ATLAS
and AMD
ATLAS (Automatically Tuned Linear Algebra Software) supports C and Fortran77
bindings for the Basic Linear Algebra Subprograms (BLAS), a widely used, performance-critical,
linear algebra kernel library. It also provides some optimized versions of the
higher level LAPACK (Linear Algebra PACKage) API. Further details on ATLAS can
be found at its homepage: http://math-atlas.sourceforge.net/
ATLAS has long been an available set of BLAS for the AMD Athlon processor.
The theoretical peak for x87 floating point code on an AMD Athlon is twice the
clock rate. Initially, ATLAS' portable code generator achieved roughly 60% of
theoretical peak for matrix multiply, the most important BLAS kernel. Later
on, Julian Ruhe, an open source programmer, provided a hand-tuned assembler
kernel employing many techniques not available in any compiler, to boost the
potential performance to greater than 77% of peak (out of cache).

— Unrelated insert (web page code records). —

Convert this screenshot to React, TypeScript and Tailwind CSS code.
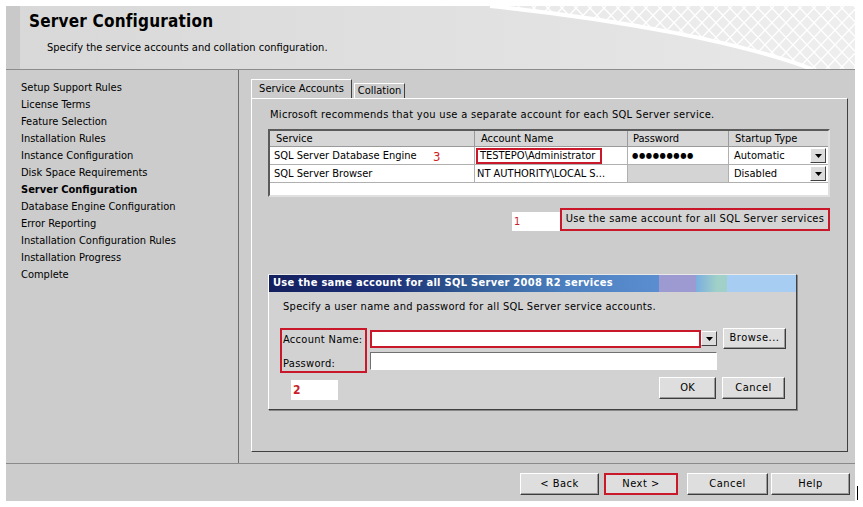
import React from 'react';

const font = "font-['DejaVu_Sans_Condensed','Liberation_Sans',sans-serif]";

const navItems = [
  'Setup Support Rules',
  'License Terms',
  'Feature Selection',
  'Installation Rules',
  'Instance Configuration',
  'Disk Space Requirements',
  'Server Configuration',
  'Database Engine Configuration',
  'Error Reporting',
  'Installation Configuration Rules',
  'Installation Progress',
  'Complete',
];

const btn =
  'flex items-center justify-center bg-[#dedede] border border-t-white border-l-white border-r-[#3c3c3c] border-b-[#3c3c3c] shadow-[inset_-1px_-1px_0_#9a9a9a] text-[11px] text-black';

const DropArrow = () => (
  <div className="flex h-[15px] w-[16px] items-center justify-center bg-[#dcdcdc] border border-t-white border-l-white border-r-[#404040] border-b-[#404040]">
    <svg width="7" height="4" viewBox="0 0 7 4">
      <path d="M0 0h7L3.5 4z" fill="#000" />
    </svg>
  </div>
);

const HeaderMesh = () => {
  const lines: React.ReactNode[] = [];
  for (let i = 0; i < 30; i++) {
    const x = 470 + i * 14;
    lines.push(<line key={'a' + i} x1={x} y1={0} x2={x + 60} y2={63} />);
    lines.push(<line key={'b' + i} x1={x + 60} y1={0} x2={x} y2={63} />);
  }
  return (
    <svg className="absolute left-0 top-0" width="849" height="63" viewBox="0 0 849 63">
      <defs>
        <clipPath id="meshClip">
          <path d="M484 0 C 620 14, 740 38, 806 63 L 849 63 L 849 0 Z" />
        </clipPath>
      </defs>
      <path d="M484 0 C 620 14, 740 38, 806 63 L 849 63 L 849 0 Z" fill="#ffffff" fillOpacity="0.25" />
      <g clipPath="url(#meshClip)" stroke="#ffffff" strokeWidth="1.4" strokeOpacity="0.95">
        {lines}
      </g>
      <path d="M484 0 C 620 14, 740 38, 806 63" fill="none" stroke="#ffffff" strokeWidth="4" />
    </svg>
  );
};

export default function App() {
  return (
    <div className={`min-h-[507px] w-[863px] bg-white pt-[6px] pl-[6px] ${font}`}>
      <div className="flex h-[495px] w-[849px] flex-col bg-[#cccccc]">
        {/* Header */}
        <div className="relative flex h-[64px] border-b border-[#8c8c8c] bg-gradient-to-r from-[#d8d8d8] via-[#e0e0e0] to-[#e8e8e8]">
          <HeaderMesh />
          <div className="w-[14px] bg-[#c9c9c9]" />
          <div className="relative pl-[9px] pt-[5px]">
            <div className="text-[17px] font-bold leading-[20px] tracking-[0.2px] text-black">Server Configuration</div>
            <div className="mt-[10px] pl-[18px] text-[11px] leading-[14px] text-black">
              Specify the service accounts and collation configuration.
            </div>
          </div>
        </div>

        {/* Middle */}
        <div className="flex h-[393px]">
          <div className="w-[233px] border-r border-[#6e6e6e] pl-[15px] pt-[9px]">
            {navItems.map((item) => (
              <div
                key={item}
                className={`h-[17px] text-[11px] leading-[17px] text-black ${item === 'Server Configuration' ? 'font-bold' : ''}`}
              >
                {item}
              </div>
            ))}
          </div>

          <div className="flex-1 pl-[12px] pt-[10px]">
            {/* Tabs */}
            <div className="flex h-[18px] items-end">
              <div className="relative z-10 flex h-[19px] w-[101px] items-center justify-center border border-b-0 border-t-white border-l-white border-r-[#404040] bg-[#cccccc] text-[11px] text-black">
                Service Accounts
              </div>
              <div className="ml-[2px] flex h-[15px] w-[51px] items-center justify-center border border-b-0 border-t-white border-l-white border-r-[#404040] text-[11px] text-black">
                Collation
              </div>
            </div>

            {/* Tab panel */}
            <div className="h-[354px] w-[597px] border border-t-white border-l-white border-r-[#404040] border-b-[#404040] pt-[9px]">
              <div className="pl-[18px] text-[11px] leading-[14px] tracking-[0.3px] text-black">
                Microsoft recommends that you use a separate account for each SQL Server service.
              </div>

              {/* Table */}
              <div className="ml-[16px] mt-[7px] h-[68px] w-[562px] border-2 border-t-[#5a5a5a] border-l-[#5a5a5a] border-r-[#e0e0e0] border-b-[#e0e0e0] bg-white">
                <div className="flex h-[16px] bg-[#d6d6d6] text-[11px] leading-[16px] text-black">
                  <div className="w-[205px] border-r border-b border-[#9a9a9a] pl-[6px]">Service</div>
                  <div className="w-[153px] border-r border-b border-[#9a9a9a] pl-[6px]">Account Name</div>
                  <div className="w-[101px] border-r border-b border-[#9a9a9a] pl-[5px]">Password</div>
                  <div className="flex-1 border-b border-[#9a9a9a] pl-[6px]">Startup Type</div>
                </div>
                <div className="flex h-[18px] border-b border-[#b0b0b0] text-[11px] leading-[18px] text-black">
                  <div className="relative w-[205px] border-r border-[#b0b0b0] pl-[4px]">
                    SQL Server Database Engine
                    <span className="absolute left-[163px] top-[1px] text-[13px] text-[#d02020]">3</span>
                  </div>
                  <div className="w-[153px] border-r border-[#b0b0b0] pl-[1px] pt-[1px]">
                    <div className="h-[16px] w-[126px] border-2 border-[#c8182a] pl-[2px] leading-[12px]">TESTEPO\Administrator</div>
                  </div>
                  <div className="w-[101px] border-r border-[#b0b0b0] pl-[4px] text-[8px] tracking-[0.6px]">●●●●●●●●●</div>
                  <div className="flex flex-1 items-center justify-between pl-[5px] pr-[2px]">
                    <span>Automatic</span>
                    <DropArrow />
                  </div>
                </div>
                <div className="flex h-[18px] border-b border-[#b0b0b0] text-[11px] leading-[18px] text-black">
                  <div className="w-[205px] border-r border-[#b0b0b0] pl-[4px]">SQL Server Browser</div>
                  <div className="w-[153px] border-r border-[#b0b0b0] pl-[2px]">NT AUTHORITY\LOCAL S...</div>
                  <div className="w-[101px] border-r border-[#b0b0b0] bg-[#d4d4d4]" />
                  <div className="flex flex-1 items-center justify-between pl-[5px] pr-[2px]">
                    <span>Disabled</span>
                    <DropArrow />
                  </div>
                </div>
              </div>

              {/* Same account button */}
              <div className="mt-[11px] flex justify-end pr-[17px]">
                <div className="mt-[4px] h-[19px] w-[48px] bg-white pl-[2px] text-[11px] leading-[19px] text-[#c81e28]">1</div>
                <div className="flex h-[23px] w-[270px] items-center justify-center border-2 border-[#c8182a] bg-[#d4d4d4] text-[11px] tracking-[0.3px] text-black">
                  Use the same account for all SQL Server services
                </div>
              </div>

              {/* Dialog */}
              <div className="ml-[16px] mt-[43px] h-[136px] w-[529px] border border-t-[#e8e8e8] border-l-white border-r-[#404040] border-b-[#404040] bg-[#d2d2d2] shadow-[1px_1px_0_#888]">
                <div className="flex h-[17px] items-center bg-[linear-gradient(to_right,#14205e_0%,#1c2f78_22%,#2e5690_36%,#4b7fbf_56%,#5b8ed0_74%,#9c9ad0_74%,#9c9ad0_81%,#7aaee0_81%,#a0d0c8_85%,#a0d0c8_87%,#a8cdf2_87%,#a8cdf2_100%)] pl-[4px] text-[11px] font-bold tracking-[0.3px] text-white">
                  Use the same account for all SQL Server 2008 R2 services
                </div>
                <div className="pl-[14px] pt-[8px] text-[11px] leading-[14px] tracking-[0.3px] text-black">
                  Specify a user name and password for all SQL Server service accounts.
                </div>
                <div className="mt-[14px] flex pl-[11px]">
                  <div className="h-[45px] w-[87px] border-2 border-[#c8182a] pl-[1px] pt-[2px] text-[11px] leading-[24px] tracking-[0.3px] text-black">
                    <div className="leading-[16px]">Account Name:</div>
                    <div className="mt-[8px] leading-[16px]">Password:</div>
                  </div>
                  <div className="ml-[3px] flex flex-col">
                    <div className="flex items-center">
                      <div className="mt-[1px] h-[18px] w-[331px] border-2 border-[#c8182a] bg-white" />
                      <DropArrow />
                      <div className={`${btn} ml-[6px] h-[21px] w-[63px] tracking-[0.5px]`}>Browse...</div>
                    </div>
                    <div className="mt-[3px] h-[18px] w-[347px] border border-t-[#707070] border-l-[#707070] border-r-white border-b-white bg-white" />
                  </div>
                </div>
                <div className="mt-[4px] flex items-start pl-[22px]">
                  <div className="mt-[3px] h-[20px] w-[47px] bg-white pl-[2px] text-[12px] font-bold leading-[20px] text-[#c81e28]">2</div>
                  <div className={`${btn} ml-[321px] h-[22px] w-[57px]`}>OK</div>
                  <div className={`${btn} ml-[6px] h-[22px] w-[63px] tracking-[0.5px]`}>Cancel</div>
                </div>
              </div>
            </div>
          </div>
        </div>

        {/* Footer */}
        <div className="flex h-[38px] border-t border-[#8a8a8a] pt-[9px]">
          <div className={`${btn} ml-[514px] h-[22px] w-[79px] tracking-[0.5px]`}>&lt; Back</div>
          <div className="ml-[5px] flex h-[22px] w-[74px] items-center justify-center border-2 border-[#c8182a] bg-[#dedede] text-[11px] tracking-[0.5px] text-black">
            Next &gt;
          </div>
          <div className={`${btn} ml-[9px] h-[22px] w-[81px] tracking-[0.5px]`}>Cancel</div>
          <div className={`${btn} ml-[3px] h-[22px] w-[79px] tracking-[0.5px]`}>Help</div>
        </div>
      </div>
      <div className="absolute left-[857px] top-[486px] h-[14px] w-px bg-black" />
    </div>
  );
}
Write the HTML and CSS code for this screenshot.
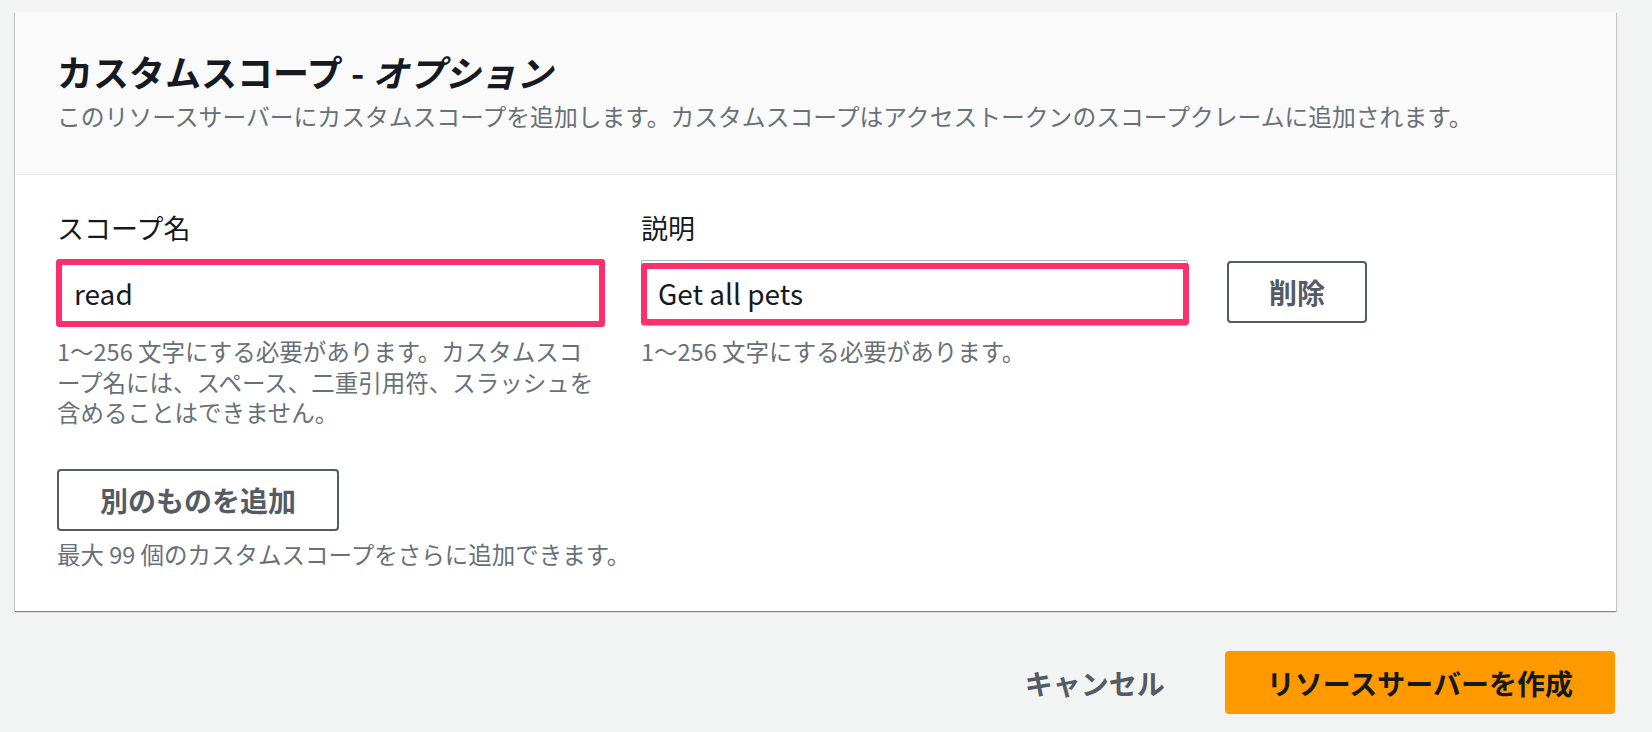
FILE: index.html
```html
<!DOCTYPE html>
<html lang="ja">
<head>
    <meta charset="UTF-8">
    <title>カスタムスコープ - オプション</title>
    <link rel="stylesheet" href="styles.css">
</head>
<body>

<div class="page">

    <!-- Card: custom scopes -->
    <section class="card">
        <header class="card-header">
            <h2 class="card-title">カスタムスコープ - <em>オプション</em></h2>
            <p class="card-desc">このリソースサーバーにカスタムスコープを追加します。カスタムスコープはアクセストークンのスコープクレームに追加されます。</p>
        </header>

        <div class="card-body">
            <div class="scope-row">
                <div class="field">
                    <label class="field-label" for="scope_name">スコープ名</label>
                    <div class="input-wrap">
                        <input class="input" id="scope_name" type="text" value="read">
                    </div>
                    <p class="hint">1〜256 文字にする必要があります。カスタムスコープ名には、スペース、二重引用符、スラッシュを含めることはできません。</p>
                </div>

                <div class="field">
                    <label class="field-label" for="scope_desc">説明</label>
                    <div class="input-wrap input-wrap-inset">
                        <input class="input" id="scope_desc" type="text" value="Get all pets">
                    </div>
                    <p class="hint">1〜256 文字にする必要があります。</p>
                </div>

                <div class="row-action">
                    <button class="btn">削除</button>
                </div>
            </div>

            <button class="btn btn-add">別のものを追加</button>
            <p class="hint hint-add">最大 99 個のカスタムスコープをさらに追加できます。</p>
        </div>
    </section>

    <!-- Botões -->
    <div class="actions">
        <button class="btn-link">キャンセル</button>
        <button class="btn-primary">リソースサーバーを作成</button>
    </div>

</div>

</body>
</html>
```

FILE: styles.css
```css
body {
    margin: 0;
    background: #f2f3f3;
    font-family: "Noto Sans CJK JP", "Noto Sans", sans-serif;
    color: #16191f;
}

.page {
    padding: 12px 36px 40px 15px;
}

.card {
    background: #fff;
    box-shadow: 0 1px 1px 0 rgba(0, 28, 36, 0.3),
                1px 1px 1px 0 rgba(0, 28, 36, 0.15),
                -1px 1px 1px 0 rgba(0, 28, 36, 0.15);
}

.card-header {
    background: #fafafa;
    border-bottom: 1px solid #eaeded;
    padding: 39px 42px 42px;
}

.card-title {
    margin: 0 0 9px;
    font-size: 36px;
    line-height: 40px;
    font-weight: 700;
}

.card-title em {
    font-style: italic;
}

.card-desc {
    margin: 0;
    font-size: 23.8px;
    line-height: 32px;
    color: #687078;
}

.card-body {
    padding: 35px 42px 42px;
}

.scope-row {
    display: flex;
    align-items: flex-start;
    gap: 37px;
}

.field {
    width: 547px;
}

.field-label {
    display: block;
    font-size: 27px;
    line-height: 36px;
    margin-bottom: 14px;
}

.input-wrap {
    position: relative;
}

/* marcação rosa por cima do campo */
.input-wrap::after {
    content: "";
    position: absolute;
    top: -1px;
    left: -1px;
    right: -1px;
    bottom: -1px;
    border: 6px solid #ff2f6d;
    border-radius: 3px;
    pointer-events: none;
}

.input-wrap-inset::after {
    top: 3px;
    left: 0;
    bottom: 1px;
}

.input {
    box-sizing: border-box;
    width: 100%;
    height: 66px;
    border: 1px solid #aab7b8;
    border-radius: 2px;
    padding: 0 16px;
    font-family: "Noto Sans CJK JP", "Noto Sans", sans-serif;
    font-size: 28px;
    color: #16191f;
    background: #fff;
}

.hint {
    margin: 10px 0 0;
    font-size: 23.5px;
    line-height: 30.5px;
    color: #687078;
    line-break: loose;
}

.row-action {
    padding-top: 51px;
    margin-left: 2px;
}

.btn {
    font-family: "Noto Sans CJK JP", "Noto Sans", sans-serif;
    font-size: 28px;
    font-weight: 700;
    color: #545b64;
    background: #fff;
    border: 2px solid #545b64;
    border-radius: 4px;
    height: 62px;
    padding: 0 40px;
    cursor: pointer;
}

.btn-add {
    margin-top: 41px;
    padding: 0 41px;
}

.hint-add {
    margin-top: 8px;
}

.actions {
    display: flex;
    justify-content: flex-end;
    gap: 20px;
    margin-top: 40px;
    padding-right: 1px;
}

.btn-link,
.btn-primary {
    font-family: "Noto Sans CJK JP", "Noto Sans", sans-serif;
    font-size: 28px;
    font-weight: 700;
    height: 63px;
    border: none;
    cursor: pointer;
}

.btn-link {
    background: none;
    color: #545b64;
    padding: 0 40px;
}

.btn-primary {
    background: #ff9900;
    color: #16191f;
    border-radius: 4px;
    padding: 0 42px;
}
```
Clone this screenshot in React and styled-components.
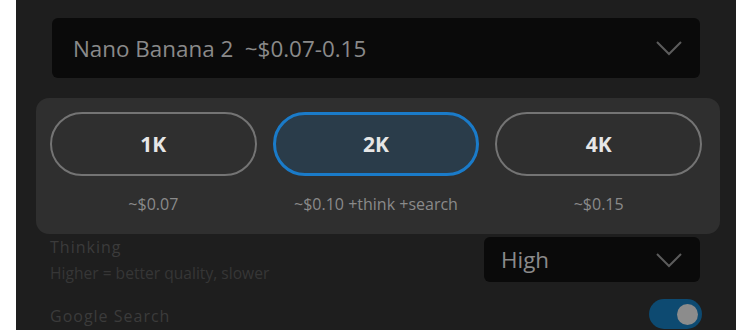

The AMD Opteron and AMD Athlon 64 processors are ideal for demanding applications,
such as high performance computing. AMD is working with the founder of the ATLAS
project, R. Clint Whaley, in the production of a highly efficient BLAS library
for the AMD Opteron and AMD Athlon 64 processors. Initial AMD64 tuning and functionality
is available in the ATLAS 3.5.0 library release, available at:
http://sourceforge.net/project/showfiles.php?group_id=23725
The AMD Opteron and AMD Athlon 64 processors have a peak floating point performance
of twice the clock speed for double precision,a for single precision. ATLAS presently achieves roughly 85% of this peak for
real matrix multiply, and 83-84% for complex matmul on an AMD Athlon 64.
In order to get this percentage of peak, hand-tuned kernels were developed.
These open source kernels utilize AMD64 assembly to exploit the expanded SSE
resources available on these new chips.